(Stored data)
------------------------------------------------------------

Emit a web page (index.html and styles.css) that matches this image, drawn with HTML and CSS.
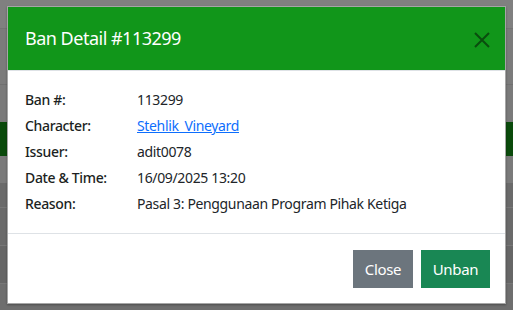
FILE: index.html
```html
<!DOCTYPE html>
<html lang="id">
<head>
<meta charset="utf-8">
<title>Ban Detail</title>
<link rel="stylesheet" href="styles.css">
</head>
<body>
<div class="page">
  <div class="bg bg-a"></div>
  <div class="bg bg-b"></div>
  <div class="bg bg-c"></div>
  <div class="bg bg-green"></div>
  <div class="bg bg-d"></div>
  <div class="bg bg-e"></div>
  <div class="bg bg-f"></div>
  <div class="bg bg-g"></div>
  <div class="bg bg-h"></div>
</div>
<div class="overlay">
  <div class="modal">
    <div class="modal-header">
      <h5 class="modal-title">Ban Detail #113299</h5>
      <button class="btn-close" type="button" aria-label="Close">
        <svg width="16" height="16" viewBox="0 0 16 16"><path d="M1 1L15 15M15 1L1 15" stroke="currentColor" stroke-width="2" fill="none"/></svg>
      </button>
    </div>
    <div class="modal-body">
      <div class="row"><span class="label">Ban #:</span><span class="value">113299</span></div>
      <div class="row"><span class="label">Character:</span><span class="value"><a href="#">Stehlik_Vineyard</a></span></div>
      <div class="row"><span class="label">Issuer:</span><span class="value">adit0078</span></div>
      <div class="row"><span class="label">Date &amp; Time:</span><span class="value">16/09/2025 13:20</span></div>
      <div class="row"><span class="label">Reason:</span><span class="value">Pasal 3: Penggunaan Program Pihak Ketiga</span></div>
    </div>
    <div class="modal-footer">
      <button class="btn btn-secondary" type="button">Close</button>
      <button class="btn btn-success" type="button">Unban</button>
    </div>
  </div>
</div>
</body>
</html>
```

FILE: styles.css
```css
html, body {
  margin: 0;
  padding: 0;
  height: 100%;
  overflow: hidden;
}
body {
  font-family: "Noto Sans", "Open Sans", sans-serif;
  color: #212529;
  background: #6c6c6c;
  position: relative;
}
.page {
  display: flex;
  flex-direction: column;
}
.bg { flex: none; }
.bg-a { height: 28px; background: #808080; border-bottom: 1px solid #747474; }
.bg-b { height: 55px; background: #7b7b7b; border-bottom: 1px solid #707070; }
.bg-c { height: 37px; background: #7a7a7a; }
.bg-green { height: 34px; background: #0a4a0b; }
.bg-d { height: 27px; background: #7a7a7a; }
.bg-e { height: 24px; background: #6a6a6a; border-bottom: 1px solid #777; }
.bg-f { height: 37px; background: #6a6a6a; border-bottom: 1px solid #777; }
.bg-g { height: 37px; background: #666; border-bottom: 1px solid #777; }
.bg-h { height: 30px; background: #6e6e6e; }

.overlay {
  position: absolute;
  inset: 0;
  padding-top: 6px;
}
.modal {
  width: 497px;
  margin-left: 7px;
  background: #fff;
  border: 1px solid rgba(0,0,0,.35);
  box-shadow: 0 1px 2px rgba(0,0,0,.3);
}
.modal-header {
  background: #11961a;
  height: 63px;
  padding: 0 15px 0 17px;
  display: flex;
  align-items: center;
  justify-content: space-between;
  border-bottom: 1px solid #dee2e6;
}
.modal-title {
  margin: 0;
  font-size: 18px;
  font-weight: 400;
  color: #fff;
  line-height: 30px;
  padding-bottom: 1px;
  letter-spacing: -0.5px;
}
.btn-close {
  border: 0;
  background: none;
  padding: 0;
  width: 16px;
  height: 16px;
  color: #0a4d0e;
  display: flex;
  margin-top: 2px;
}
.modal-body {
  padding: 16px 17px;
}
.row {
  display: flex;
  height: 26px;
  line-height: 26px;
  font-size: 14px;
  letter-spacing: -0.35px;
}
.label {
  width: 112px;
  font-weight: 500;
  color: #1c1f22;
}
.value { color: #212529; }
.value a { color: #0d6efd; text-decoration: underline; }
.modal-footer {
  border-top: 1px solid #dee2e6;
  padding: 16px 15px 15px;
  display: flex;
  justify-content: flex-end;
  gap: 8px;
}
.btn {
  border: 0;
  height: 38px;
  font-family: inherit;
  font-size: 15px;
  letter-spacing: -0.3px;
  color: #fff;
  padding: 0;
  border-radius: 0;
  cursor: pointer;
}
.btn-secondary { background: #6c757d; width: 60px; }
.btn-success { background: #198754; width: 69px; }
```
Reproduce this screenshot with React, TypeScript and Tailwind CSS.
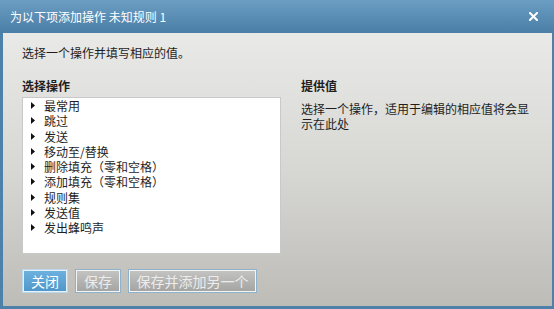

------------------------------------------------------------

- **Given exercise**:
Each line in the data that holds the string "index" should be found and copied.

- **Written response**:
Emit a web page (index.html and styles.css) that matches this image, drawn with HTML and CSS.
FILE: index.html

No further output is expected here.